Damascus routinely blames the violence in Syria on “armed groups” and “terrorists” backed by foreign powers pursuing an agenda of regime change.
On Tuesday, Syria dismissed the Qatari call for Arab troops to be deployed to halt the bloodshed. The Qatari proposal is not on the League’s agenda but could still be discussed, a bloc official said.
Meanwhile, a delegation of the opposition Syrian National Council arrived in Cairo to press the League to adopt resolutions by the U.N. human rights council accusing the regime of “crimes against humanity.”
The U.N. pledged this week to assist the Arab mission deployed in Syria since last month, saying it would start training the bloc’s observers within days.
But the rebel Free Syrian Army has demanded bolder action from the world body, urging it to “act quickly against the regime through Chapter Seven of the U.N. Charter to maintain peace.” Chapter Seven provides for U.N. forces to initiate military action, not simply act in self-defense.
Diplomats at the United Nations said experts from the 15 members of the Security Council held prolonged talks Tuesday on a proposed Russian resolution on Syria without getting closer to U.N. action on the bloodshed.
“There were more than four hours of talks but they only touched on the preparatory paragraphs,” one Western diplomat said.
Fresh violence Wednesday claimed seven lives, after at least 20 civilians were killed Tuesday, the Syrian Observatory for Human Rights said.
Security forces and pro-regime militias killed three civilians in Idlib province, and a soldier and a defector died during clashes in the same region, according to the London-based watchdog.
Another two civilians were reportedly killed by heavy machinegun fire in the flashpoint city of Homs.
A tenuous truce was reportedly holding in Zabadani, near the Lebanese border, where troops had been fighting anti-Assad rebels, residents said.
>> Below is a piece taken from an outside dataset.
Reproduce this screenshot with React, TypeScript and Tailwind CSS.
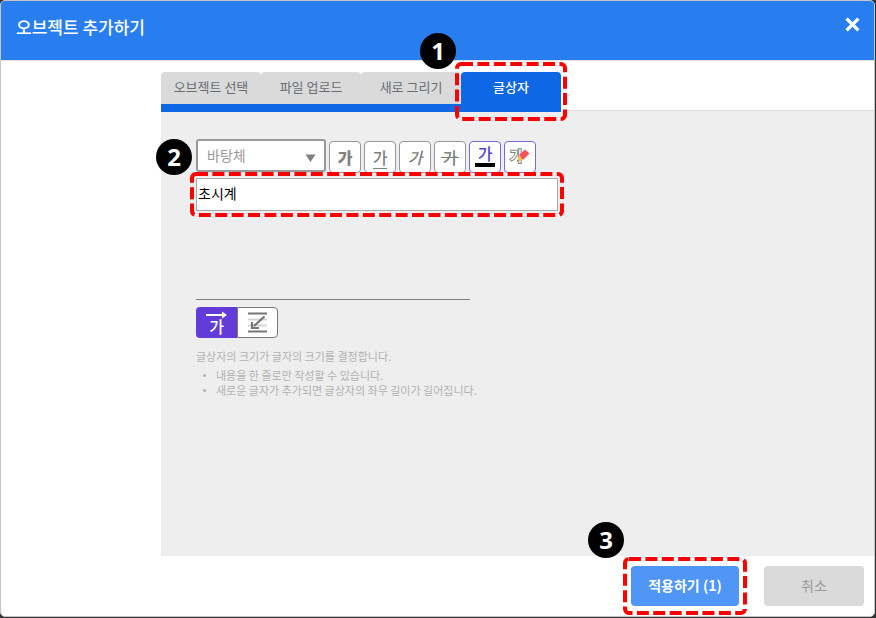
import { useState } from "react";
import type { ReactNode } from "react";

function DashedFrame({ className }: { className: string }) {
  return (
    <div className={`pointer-events-none absolute ${className}`} aria-hidden="true">
      <svg className="block h-full w-full overflow-visible">
        <rect
          x="2"
          y="2"
          rx="4"
          fill="none"
          stroke="#ff0000"
          strokeWidth="4"
          strokeDasharray="12 4.4"
          className="h-[calc(100%-4px)] w-[calc(100%-4px)]"
        />
      </svg>
    </div>
  );
}

function StepBadge({ n, className }: { n: number; className: string }) {
  return (
    <span
      className={`pointer-events-none absolute flex size-9 items-center justify-center rounded-full bg-black font-['Noto_Sans',sans-serif] text-2xl font-bold text-white ${className}`}
    >
      {n}
    </span>
  );
}

function ToolButton({
  label,
  accent = false,
  children,
}: {
  label: string;
  accent?: boolean;
  children: ReactNode;
}) {
  return (
    <button
      type="button"
      aria-label={label}
      className={`flex h-8 w-8 items-center justify-center rounded-[4px] border bg-white text-base leading-6 font-medium ${
        accent ? "border-[#7a68dc] text-[#5b3fd0]" : "border-[#979797] text-[#808080]"
      }`}
    >
      {children}
    </button>
  );
}

const tabs = ["오브젝트 선택", "파일 업로드", "새로 그리기", "글상자"];

export default function App() {
  const [active, setActive] = useState(3);
  const [text, setText] = useState("초시계");

  return (
    <div className="flex min-h-screen flex-col bg-[#333] pr-px pb-px font-['Noto_Sans_CJK_KR',sans-serif]">
      <div className="flex flex-1 flex-col overflow-hidden rounded-[5px] border border-[#c4c4c4] bg-white">
        <header className="flex h-[60px] items-start justify-between border-b border-[#e2e2e2] bg-[#297eef] pt-3 pr-3.5 pl-[15px] text-white">
          <h1 className="text-[17px] leading-7 font-medium">오브젝트 추가하기</h1>
          <button type="button" aria-label="닫기" className="pt-1">
            <svg width="15" height="15" viewBox="0 0 15 15" stroke="#fff" strokeWidth="3.4">
              <path d="M1.6 1.6 13.4 13.4M13.4 1.6 1.6 13.4" />
            </svg>
          </button>
        </header>

        <main className="ml-40 flex flex-1 flex-col pt-[11px]">
          <nav className="relative z-10 flex h-[39px] border-b border-[#ddd]">
            {tabs.map((t, i) => (
              <div key={t} className="relative h-10 w-[100px]">
                <button
                  type="button"
                  onClick={() => setActive(i)}
                  className={`h-full w-full rounded-t-[4px] border-b-8 border-[#0e67e4] pb-0.5 text-[13px] ${
                    i === active ? "bg-[#0e67e4] font-medium text-white" : "bg-[#dadada] text-[#686e75]"
                  }`}
                >
                  {t}
                </button>
                {i === 3 && (
                  <>
                    <DashedFrame className="-inset-x-1.5 -top-[10px] -bottom-[9px]" />
                    <StepBadge n={1} className="-top-[39px] -left-[41px]" />
                  </>
                )}
              </div>
            ))}
          </nav>

          <section className="flex-1 bg-[#eee] px-[35px] pt-7">
            <div className="relative flex h-[34px] w-fit items-end gap-[3px]">
              <StepBadge n={2} className="top-0 -left-10" />
              <div className="relative self-start">
                <select
                  aria-label="글꼴"
                  className="block h-[33px] w-[130px] appearance-none rounded-[3px] border-2 border-[#999] bg-white px-[9px] pb-0.5 text-sm text-[#999]"
                >
                  <option>바탕체</option>
                </select>
                <svg className="pointer-events-none absolute top-[15px] right-2.5" width="11" height="8" viewBox="0 0 11 8">
                  <path d="M0.5 0.5h10L5.5 8z" fill="#808080" />
                </svg>
              </div>
              <ToolButton label="굵게">
                <span className="font-black">가</span>
              </ToolButton>
              <ToolButton label="밑줄">
                <span className="h-6 border-b border-[#808080]">가</span>
              </ToolButton>
              <ToolButton label="기울임">
                <span className="italic">가</span>
              </ToolButton>
              <ToolButton label="취소선">
                <span className="relative px-0.5">
                  가
                  <span className="absolute inset-x-0 top-1/2 h-px bg-[#808080]" />
                </span>
              </ToolButton>
              <ToolButton label="글자색" accent>
                <span className="flex flex-col items-center pb-1">
                  <span className="h-5 leading-5">가</span>
                  <span className="h-1 w-5 bg-black" />
                </span>
              </ToolButton>
              <ToolButton label="배경색" accent>
                <span className="relative flex h-6 w-5 text-sm leading-5 text-white">
                  <span className="[-webkit-text-stroke:2px_#808080] [paint-order:stroke]">가</span>
                  <svg className="absolute top-1 left-1.5" width="14" height="14" viewBox="0 0 14 14">
                    <path d="M3 6 9 0.5 13.5 4.5 7 11z" fill="#f4515f" />
                    <path d="M3 6 7 11 1 12.5z" fill="#f4bd59" />
                    <path d="M1.6 10.5 2.8 12 1 12.5z" fill="#765" />
                  </svg>
                </span>
              </ToolButton>
            </div>

            <div className="relative mt-[5px] w-[362px]">
              <input
                aria-label="글상자 내용"
                value={text}
                onChange={(e) => setText(e.target.value)}
                className="block h-[33px] w-full border border-[#aaa] bg-white px-px pb-1 text-sm text-black outline-none"
              />
              <DashedFrame className="-inset-x-1.5 -inset-y-1.5" />
            </div>

            <hr className="mt-[88px] w-[274px] border-[#808080]" />

            <div className="mt-[7px] flex h-[31px] w-[82px]">
              <button
                type="button"
                aria-label="한 줄 쓰기"
                className="flex w-[41px] flex-col items-center rounded-l-[4px] bg-[#633bd9] pt-1 text-white"
              >
                <svg width="21" height="8" viewBox="0 0 21 8">
                  <path d="M0 4h18" stroke="#fff" strokeWidth="2" />
                  <path d="M16 0.5 21 4 16 7.5z" fill="#fff" />
                </svg>
                <span className="text-base leading-[14px] font-medium">가</span>
              </button>
              <button
                type="button"
                aria-label="여러 줄 쓰기"
                className="flex flex-1 items-center justify-center rounded-r-[4px] border border-[#777] bg-white"
              >
                <svg width="20" height="21" viewBox="0 0 20 21" fill="none">
                  <path d="M0 7.5h19M0 13.5h19" stroke="#d5d5d5" strokeWidth="2" />
                  <path d="M0 1.5h19M0 19.5h19" stroke="#777" strokeWidth="2" />
                  <path d="M16.5 4.5 6 14" stroke="#777" strokeWidth="2.2" />
                  <path d="M4 10v6h7" stroke="#777" strokeWidth="2.2" />
                </svg>
              </button>
            </div>

            <p className="mt-2.5 text-[11px] leading-4 text-[#b2b2b2]">글상자의 크기가 글자의 크기를 결정합니다.</p>
            <ul className="mt-1 text-[11px] leading-[15px] text-[#b2b2b2]">
              <li className="flex items-center">
                <span className="mr-2.5 ml-[7px] size-[3px] rounded-full bg-[#b2b2b2]" />
                내용을 한 줄로만 작성할 수 있습니다.
              </li>
              <li className="flex items-center">
                <span className="mr-2.5 ml-[7px] size-[3px] rounded-full bg-[#b2b2b2]" />
                새로운 글자가 추가되면 글상자의 좌우 길이가 길어집니다.
              </li>
            </ul>
          </section>
        </main>

        <footer className="flex h-[60px] items-center justify-end gap-[25px] pr-2.5">
          <div className="relative">
            <button type="button" className="block h-10 w-[108px] rounded-[4px] bg-[#4f96f6] pb-0.5 text-sm font-bold text-white">
              적용하기 (1)
            </button>
            <DashedFrame className="-inset-x-2 -inset-y-[9px]" />
            <StepBadge n={3} className="-top-11 -left-[43px]" />
          </div>
          <button type="button" className="h-10 w-[100px] rounded-[4px] bg-[#dadada] pb-0.5 text-sm text-[#999]">
            취소
          </button>
        </footer>
      </div>
    </div>
  );
}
“As of now there is no shelling and no gunfire. It is quiet. But the army is still surrounding the area,” said one Zabadani resident who gave her name as Rita.
Syrian forces backed by tanks attacked the hill resort Friday in the biggest military offensive against insurgents since the Arab monitors began work on Dec. 26.
Michel Kilo, a dissident Syrian writer who spent six years in jail, said the struggle in Syria was at an impasse.
He criticized the rebel Free Syrian Army for risking dragging Syria into “chaos without end” but said Assad’s pledge on the one hand to use an iron fist to crush “terrorists,” while also issuing an amnesty for criminal acts committed during the uprising, showed he had become a “desperate man.”